[FOM] The liar and the semantics of set theory (expansion)
Roger Bishop Jones
rbj at rbjones.com
Sat Sep 21 12:41:04 EDT 2002
On Saturday 21 September 2002 5:53 am, Rupert McCallum wrote:
> (1) phi is *true iff ~phi is *false
> (2) phi and ~phi are not both *true
> In an earlier message I believe you suggested defining phi as *true iff
> phi is true in V_kappa for at least one inaccessible kappa (note that
> if the universe is pi-1,1-indescribable then truth implies *truth).
No I didn't suggest that.
(This idea was first mooted by you in an off-list message.)

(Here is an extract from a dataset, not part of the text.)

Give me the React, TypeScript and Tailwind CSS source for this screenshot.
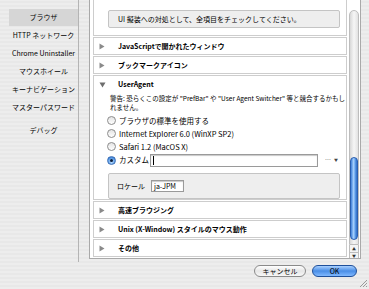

The closest I came was to consider interpreting set theory as
about all standard models, but that would require an ALL where
you have an ANY (which makes a big difference).
If you say "at least one" then you get an unsatisfactory
definition of truth.
e.g. both a sentence and its negation might be true
(e.g. the sentence "there exists an inaccessible ordinal"),
and the conjunction of two true sentences is not necessarily true.
> I suspect you would want to have properties (1) and (2) as further
> constraints to put on your alternative semantics.
Or something stronger.
For example, suppose we require that the semantics be specified
as some set of standard models of ZFC, so that truth of a sentence
is truth in all the specified models and falsity as falsity in all the
specified models.
That's quite a strong constraint which I think implies your (1) and (2).
Is it then true that there is no semantics (satisfying the constraint)
such that set theory interpreted according to that semantics
can define its own semantics?
It does not appear that the liar paradox can be used to prove
that there is none, since the liar sentence might be true in
some of the specified models and false in others,
so if this conjecture is true, how can it be proven?